By Kevin Young
Entertainment reporter, BBC News
Singer George Michael has said he intends to sue two photographers for harassment after he was pictured searching for "no-strings" sex in a park in London.
While stars attract intense interest, many of them dislike paparazzi
He claimed in a BBC interview that he suspected two newspapers of paying the pair to follow him for "the best part of six months".
But is this level of attention something a celebrity should expect?
"It's not the norm, but it's happening more now than ever before", says Max Clifford.
He is perhaps the UK's best-known publicist, having spent his career setting up - and suppressing - stories involving figures in the public eye.
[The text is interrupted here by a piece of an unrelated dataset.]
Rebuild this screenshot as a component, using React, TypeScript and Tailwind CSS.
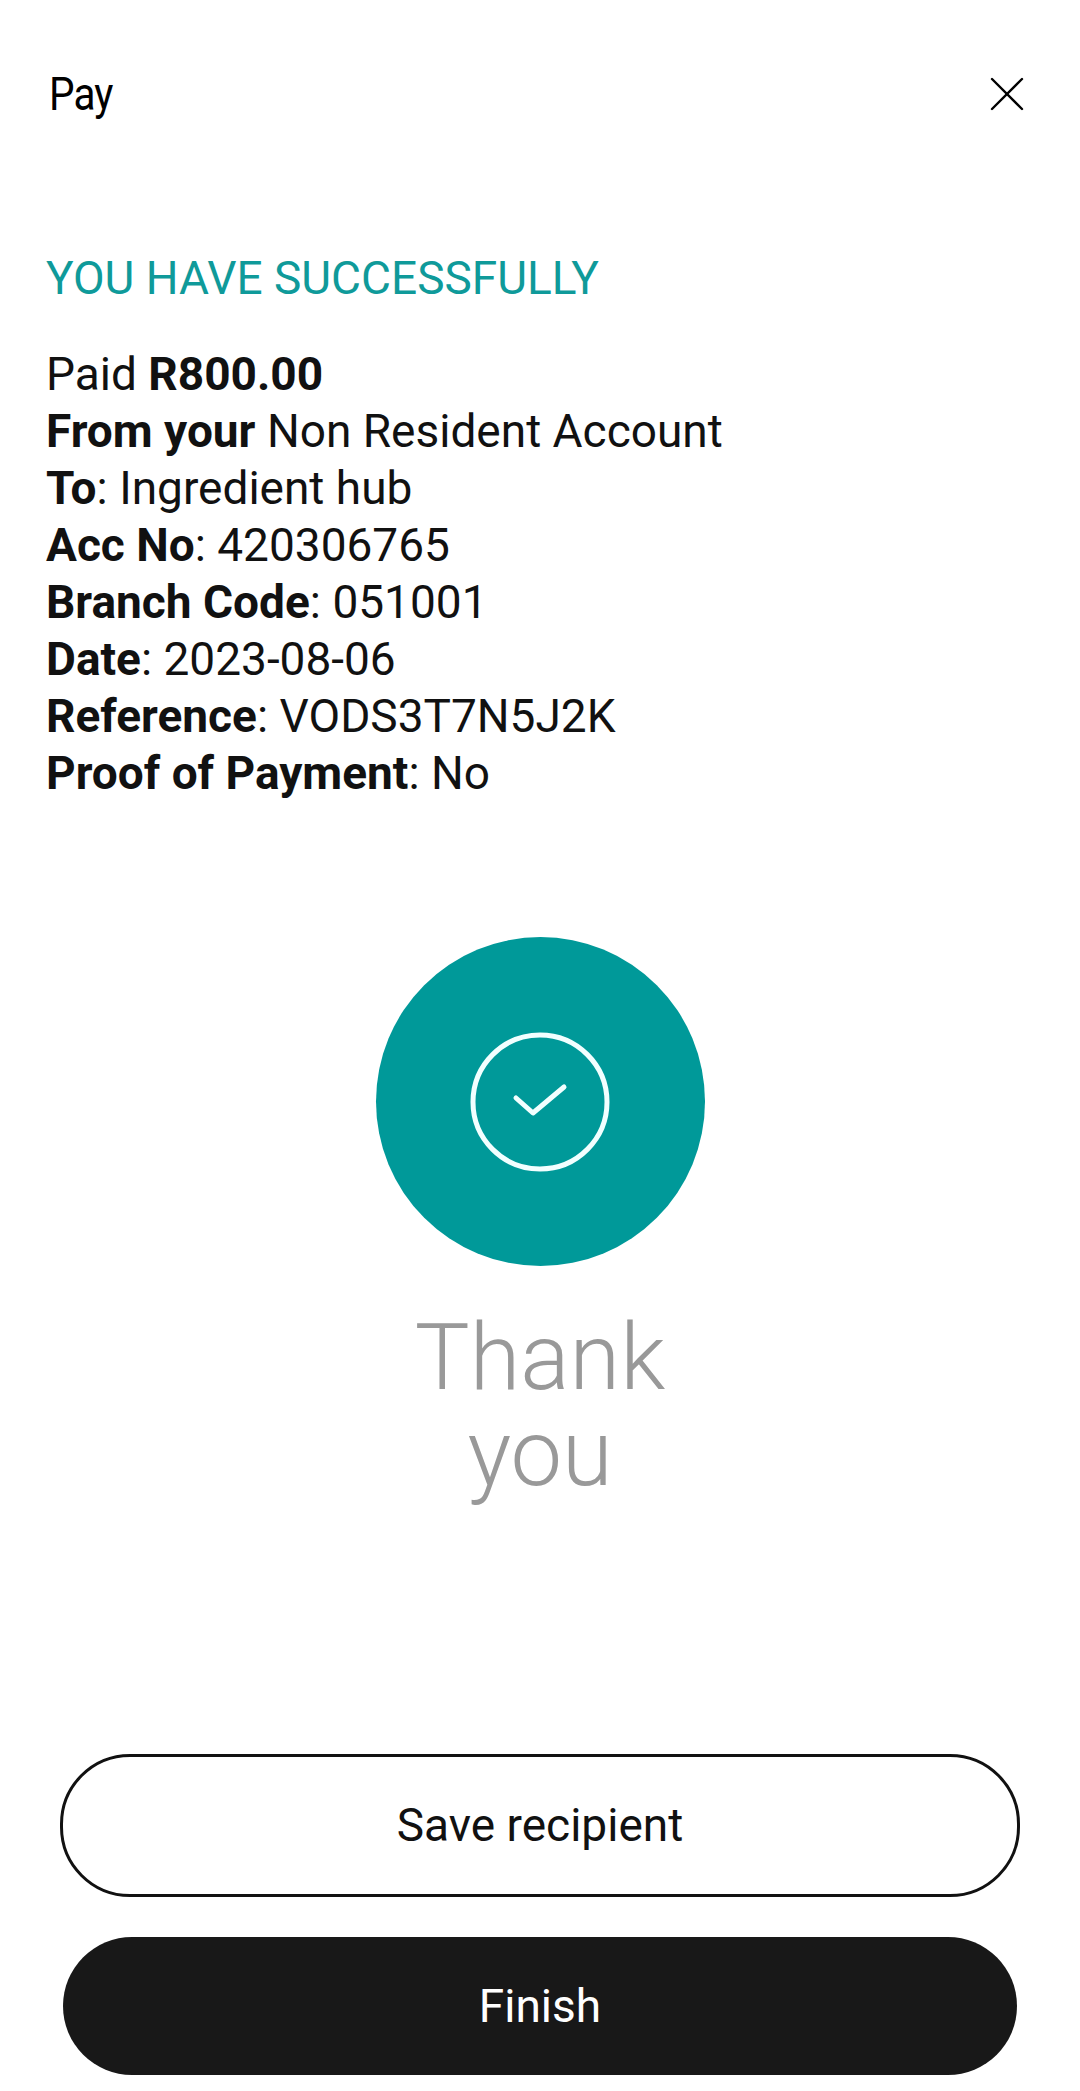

These days there were "more and more" paparazzi, he claimed, because "anybody who has access to a camera" could sell images to the press.
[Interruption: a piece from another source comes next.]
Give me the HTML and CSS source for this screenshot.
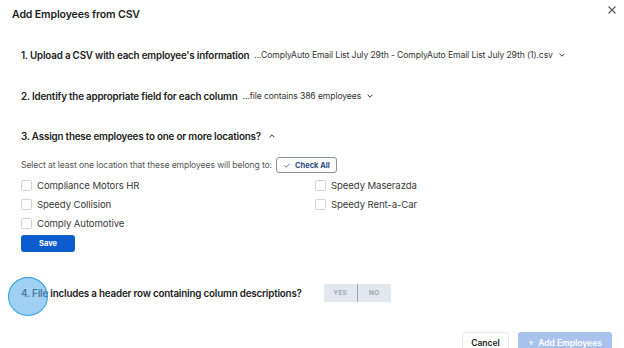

He says he felt sorry for the former Wham! singer because "he's far more sinned-against than sinner".
"It's been many, many years since he played the paparazzi PR game", Clifford says.
He has far more sympathy for George Michael than for the Beckhams because Victoria Beckham is "always using and working the publicity machine", he adds.
'It's a pain'
But while Michael says he "should not have to worry about who's watching me at 2.30 in the morning", actor Colin Farrell says he accepts the attention he receives as a celebrity.
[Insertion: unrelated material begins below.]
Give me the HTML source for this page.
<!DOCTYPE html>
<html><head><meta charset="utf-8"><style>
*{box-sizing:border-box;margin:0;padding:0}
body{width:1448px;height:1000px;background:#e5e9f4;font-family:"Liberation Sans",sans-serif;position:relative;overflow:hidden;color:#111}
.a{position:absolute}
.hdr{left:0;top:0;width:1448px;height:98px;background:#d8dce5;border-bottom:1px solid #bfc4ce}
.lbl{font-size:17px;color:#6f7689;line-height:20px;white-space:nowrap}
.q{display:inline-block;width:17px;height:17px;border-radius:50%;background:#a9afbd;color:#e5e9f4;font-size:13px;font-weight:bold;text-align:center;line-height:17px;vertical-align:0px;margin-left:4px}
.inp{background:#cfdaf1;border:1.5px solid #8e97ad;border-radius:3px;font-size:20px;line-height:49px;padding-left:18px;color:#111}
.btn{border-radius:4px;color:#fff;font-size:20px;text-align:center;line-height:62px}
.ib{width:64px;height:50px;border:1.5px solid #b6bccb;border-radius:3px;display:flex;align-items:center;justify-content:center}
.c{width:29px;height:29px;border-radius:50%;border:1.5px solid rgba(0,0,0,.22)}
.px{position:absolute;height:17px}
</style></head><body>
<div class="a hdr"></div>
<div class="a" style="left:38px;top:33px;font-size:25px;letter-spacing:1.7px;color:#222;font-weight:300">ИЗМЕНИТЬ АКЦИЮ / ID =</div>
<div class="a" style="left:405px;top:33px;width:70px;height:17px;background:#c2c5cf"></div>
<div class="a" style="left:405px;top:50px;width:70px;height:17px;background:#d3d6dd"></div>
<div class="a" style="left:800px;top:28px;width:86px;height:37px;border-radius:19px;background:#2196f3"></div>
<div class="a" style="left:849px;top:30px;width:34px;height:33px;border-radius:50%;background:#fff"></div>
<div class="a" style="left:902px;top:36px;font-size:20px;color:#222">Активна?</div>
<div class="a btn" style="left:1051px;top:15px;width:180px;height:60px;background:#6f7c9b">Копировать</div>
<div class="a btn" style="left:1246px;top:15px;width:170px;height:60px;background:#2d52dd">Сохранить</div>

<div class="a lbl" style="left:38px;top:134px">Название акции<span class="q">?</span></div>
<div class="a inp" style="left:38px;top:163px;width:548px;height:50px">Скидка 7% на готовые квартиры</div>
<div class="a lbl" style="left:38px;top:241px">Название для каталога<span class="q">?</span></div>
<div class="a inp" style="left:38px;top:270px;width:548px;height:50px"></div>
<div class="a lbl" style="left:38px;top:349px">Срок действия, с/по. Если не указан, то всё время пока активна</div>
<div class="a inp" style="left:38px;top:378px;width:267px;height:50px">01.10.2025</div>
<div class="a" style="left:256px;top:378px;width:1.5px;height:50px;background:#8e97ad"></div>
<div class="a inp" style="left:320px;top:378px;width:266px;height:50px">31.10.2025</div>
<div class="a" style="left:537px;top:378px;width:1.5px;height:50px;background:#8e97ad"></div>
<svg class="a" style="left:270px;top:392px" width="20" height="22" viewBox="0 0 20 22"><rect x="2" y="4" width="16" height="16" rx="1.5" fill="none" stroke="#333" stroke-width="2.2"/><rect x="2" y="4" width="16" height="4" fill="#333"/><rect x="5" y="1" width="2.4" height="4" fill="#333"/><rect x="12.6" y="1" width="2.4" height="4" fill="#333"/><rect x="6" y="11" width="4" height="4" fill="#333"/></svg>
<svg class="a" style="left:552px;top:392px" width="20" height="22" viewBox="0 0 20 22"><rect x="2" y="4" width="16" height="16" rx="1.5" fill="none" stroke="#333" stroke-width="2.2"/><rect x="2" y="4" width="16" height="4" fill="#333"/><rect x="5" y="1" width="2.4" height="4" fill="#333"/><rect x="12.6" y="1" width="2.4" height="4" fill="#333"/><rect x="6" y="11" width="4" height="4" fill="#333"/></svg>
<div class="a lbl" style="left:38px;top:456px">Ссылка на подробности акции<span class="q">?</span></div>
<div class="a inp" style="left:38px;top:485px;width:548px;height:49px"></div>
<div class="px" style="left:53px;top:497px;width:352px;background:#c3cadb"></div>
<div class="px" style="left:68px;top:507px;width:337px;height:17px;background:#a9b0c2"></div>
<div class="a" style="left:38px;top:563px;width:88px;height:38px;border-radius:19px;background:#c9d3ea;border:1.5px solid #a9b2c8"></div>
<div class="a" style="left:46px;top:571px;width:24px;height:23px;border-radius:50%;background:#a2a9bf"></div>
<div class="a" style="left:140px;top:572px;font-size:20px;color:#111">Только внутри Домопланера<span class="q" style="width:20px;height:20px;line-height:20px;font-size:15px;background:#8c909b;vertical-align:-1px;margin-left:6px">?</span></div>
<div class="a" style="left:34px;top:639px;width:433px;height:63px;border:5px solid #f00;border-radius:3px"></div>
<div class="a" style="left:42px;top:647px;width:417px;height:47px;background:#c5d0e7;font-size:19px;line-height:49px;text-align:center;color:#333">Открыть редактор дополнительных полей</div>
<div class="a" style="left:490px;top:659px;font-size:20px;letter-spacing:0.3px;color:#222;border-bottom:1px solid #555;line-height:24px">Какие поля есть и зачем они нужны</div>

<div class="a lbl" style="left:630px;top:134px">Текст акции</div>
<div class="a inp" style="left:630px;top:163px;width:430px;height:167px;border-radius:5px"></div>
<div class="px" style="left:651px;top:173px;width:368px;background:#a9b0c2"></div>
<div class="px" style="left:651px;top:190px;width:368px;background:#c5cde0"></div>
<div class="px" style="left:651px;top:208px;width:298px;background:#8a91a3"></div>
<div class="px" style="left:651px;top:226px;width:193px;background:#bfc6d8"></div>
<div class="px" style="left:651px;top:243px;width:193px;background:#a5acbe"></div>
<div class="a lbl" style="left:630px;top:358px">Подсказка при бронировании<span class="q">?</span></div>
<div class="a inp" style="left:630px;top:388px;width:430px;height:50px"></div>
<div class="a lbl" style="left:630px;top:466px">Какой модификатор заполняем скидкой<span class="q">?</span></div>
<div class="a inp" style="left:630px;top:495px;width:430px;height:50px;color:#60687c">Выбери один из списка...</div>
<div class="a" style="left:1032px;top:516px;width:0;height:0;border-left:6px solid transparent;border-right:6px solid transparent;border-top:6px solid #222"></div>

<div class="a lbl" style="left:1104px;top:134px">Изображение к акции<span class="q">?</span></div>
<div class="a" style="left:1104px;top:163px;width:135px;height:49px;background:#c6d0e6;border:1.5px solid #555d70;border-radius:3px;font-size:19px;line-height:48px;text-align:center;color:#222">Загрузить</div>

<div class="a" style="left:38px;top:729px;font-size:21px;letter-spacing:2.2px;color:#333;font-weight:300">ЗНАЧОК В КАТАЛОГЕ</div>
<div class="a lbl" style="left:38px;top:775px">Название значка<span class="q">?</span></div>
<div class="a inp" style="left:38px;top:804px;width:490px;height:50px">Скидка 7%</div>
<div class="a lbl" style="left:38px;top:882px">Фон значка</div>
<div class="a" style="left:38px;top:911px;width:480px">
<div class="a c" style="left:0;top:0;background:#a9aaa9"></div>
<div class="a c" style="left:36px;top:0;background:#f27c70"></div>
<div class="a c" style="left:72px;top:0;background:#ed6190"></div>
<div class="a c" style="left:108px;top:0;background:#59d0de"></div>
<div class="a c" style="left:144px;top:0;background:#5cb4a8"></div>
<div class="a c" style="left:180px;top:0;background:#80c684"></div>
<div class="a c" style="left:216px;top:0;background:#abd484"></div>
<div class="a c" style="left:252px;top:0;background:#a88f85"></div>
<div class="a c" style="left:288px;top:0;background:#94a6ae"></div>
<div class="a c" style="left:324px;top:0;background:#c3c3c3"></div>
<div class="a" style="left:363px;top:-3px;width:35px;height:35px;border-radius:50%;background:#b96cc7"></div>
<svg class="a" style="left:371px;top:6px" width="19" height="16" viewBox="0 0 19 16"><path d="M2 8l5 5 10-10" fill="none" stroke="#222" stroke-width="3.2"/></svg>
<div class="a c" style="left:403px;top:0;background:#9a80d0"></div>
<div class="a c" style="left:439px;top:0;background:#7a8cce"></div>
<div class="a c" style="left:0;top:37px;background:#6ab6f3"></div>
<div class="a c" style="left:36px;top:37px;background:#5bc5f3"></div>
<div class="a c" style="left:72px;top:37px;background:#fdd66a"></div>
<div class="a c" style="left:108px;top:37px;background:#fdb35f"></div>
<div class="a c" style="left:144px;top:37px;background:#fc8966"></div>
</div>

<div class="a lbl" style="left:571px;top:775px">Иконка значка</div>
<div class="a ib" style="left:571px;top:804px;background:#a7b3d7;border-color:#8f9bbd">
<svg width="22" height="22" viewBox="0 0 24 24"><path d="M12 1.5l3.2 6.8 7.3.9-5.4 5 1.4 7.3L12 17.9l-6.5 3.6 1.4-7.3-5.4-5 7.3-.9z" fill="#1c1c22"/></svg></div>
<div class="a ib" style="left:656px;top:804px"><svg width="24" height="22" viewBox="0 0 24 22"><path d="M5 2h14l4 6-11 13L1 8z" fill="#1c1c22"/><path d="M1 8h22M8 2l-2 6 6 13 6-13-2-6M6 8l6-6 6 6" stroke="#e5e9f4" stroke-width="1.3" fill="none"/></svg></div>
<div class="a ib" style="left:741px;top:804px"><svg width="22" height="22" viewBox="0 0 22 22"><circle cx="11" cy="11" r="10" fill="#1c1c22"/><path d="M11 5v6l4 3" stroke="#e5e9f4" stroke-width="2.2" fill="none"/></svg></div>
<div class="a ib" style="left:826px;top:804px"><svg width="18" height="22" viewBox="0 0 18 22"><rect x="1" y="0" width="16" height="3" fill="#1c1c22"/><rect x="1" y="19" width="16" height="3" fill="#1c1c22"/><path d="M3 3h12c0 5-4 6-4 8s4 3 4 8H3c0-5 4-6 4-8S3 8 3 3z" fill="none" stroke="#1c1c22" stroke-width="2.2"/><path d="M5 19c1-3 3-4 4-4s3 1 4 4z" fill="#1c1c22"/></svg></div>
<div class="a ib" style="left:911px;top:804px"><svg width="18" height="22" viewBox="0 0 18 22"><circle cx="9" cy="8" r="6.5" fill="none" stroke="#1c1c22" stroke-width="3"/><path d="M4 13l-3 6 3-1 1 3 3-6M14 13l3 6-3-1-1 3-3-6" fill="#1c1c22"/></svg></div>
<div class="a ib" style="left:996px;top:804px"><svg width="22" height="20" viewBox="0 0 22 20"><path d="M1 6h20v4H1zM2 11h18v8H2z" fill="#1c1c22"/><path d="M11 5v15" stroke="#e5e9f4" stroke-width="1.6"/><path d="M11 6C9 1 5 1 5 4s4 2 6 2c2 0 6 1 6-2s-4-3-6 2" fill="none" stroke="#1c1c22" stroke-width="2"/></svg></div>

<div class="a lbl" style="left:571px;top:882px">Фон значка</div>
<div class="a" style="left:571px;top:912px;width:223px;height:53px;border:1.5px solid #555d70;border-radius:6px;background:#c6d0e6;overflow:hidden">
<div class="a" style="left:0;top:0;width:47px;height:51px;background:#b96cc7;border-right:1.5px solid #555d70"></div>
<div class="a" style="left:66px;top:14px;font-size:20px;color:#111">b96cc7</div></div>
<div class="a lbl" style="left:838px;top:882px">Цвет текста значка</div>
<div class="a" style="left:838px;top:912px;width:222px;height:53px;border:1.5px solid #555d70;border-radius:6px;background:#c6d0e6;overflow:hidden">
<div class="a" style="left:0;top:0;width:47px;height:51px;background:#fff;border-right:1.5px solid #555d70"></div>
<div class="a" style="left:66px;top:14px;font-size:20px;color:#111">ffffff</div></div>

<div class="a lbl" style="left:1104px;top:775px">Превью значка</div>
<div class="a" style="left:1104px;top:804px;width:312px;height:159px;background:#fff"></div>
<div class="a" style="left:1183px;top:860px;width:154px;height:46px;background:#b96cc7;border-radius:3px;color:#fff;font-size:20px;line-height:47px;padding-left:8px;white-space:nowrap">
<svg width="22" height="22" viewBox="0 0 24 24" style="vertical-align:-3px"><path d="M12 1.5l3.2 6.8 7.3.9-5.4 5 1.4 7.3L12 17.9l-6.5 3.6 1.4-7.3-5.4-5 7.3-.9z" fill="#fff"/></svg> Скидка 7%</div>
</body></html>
"Yes, it's a pain, and have I ever wanted to punch a paparazzi? Sure. But the pros outweigh the cons," he told the BBC News website.
However, although some stars complain about being photographed illicitly, they are not necessarily blameless, according to one leading editor.
"Some celebrities are in on the game and are taking half the money for these paparazzi shots," claims Jane Ennis of British magazine Now.
"There are some celebrities who are in devils' deals because they know the shots will fetch a lot of money - so they're on holiday and they take their tops off.
Michael denied recent news stories had caused a rift with his partner
"The paparazzi photographer takes the shots from some distance away and the two of them share the money."
Some celebrities do this to maintain their profiles, Ennis says, although she stresses this was not the case for Michael.
"Some of them haven't done anything of any talent or ability for years," she says.
"They're kept alive by behaving outrageously, getting photographed and those shots appearing in the papers."
Moves have been taken to protect people in California from paparazzi who are felt to have overstepped the mark.
Photographers who commit assault while chasing celebrities face large fines under laws introduced by the state's governor - and former film star - Arnold Schwarzenegger.
In the past 18 months, there have been several accidents involving celebrities who were being followed by photographers.
Actress Lindsay Lohan was cut and bruised after a photographer's van collided with her car, although he was cleared of any charges.
Lost in Translation star Scarlett Johansson had a minor crash while allegedly being followed by paparazzi.
Oscar-winner Reese Witherspoon claimed she was once chased by photographers who were trying to force her from the road.
And singer Britney Spears was reported as saying her fear of "reckless" paparazzi prevented her from taking her baby son out in public.
Perhaps the most famous case of all was the death of Diana, Princess of Wales in 1997.
Three photographers were convicted of breaching French privacy laws for taking pictures of her on the night she was killed in a car crash in Paris.
Earlier this month, Princes William and Harry said they were "deeply saddened" that Italian magazine Chi had printed a photo of their mother as she lay dying.
However, there seems little chance that demand for such "off-guard" photographs will decline.
"The public are more interested in the reality of people's lives and the unofficial take on their lives than they are in the stuff that celebrities and their publicists like to feed out," says Ennis, whose magazine sells almost 600,000 copies per week.
And Clifford added that stars who sought publicity could not protest about the paparazzi.
"If you're craving it and always trying to get it, you can't complain if they're following you around," he said.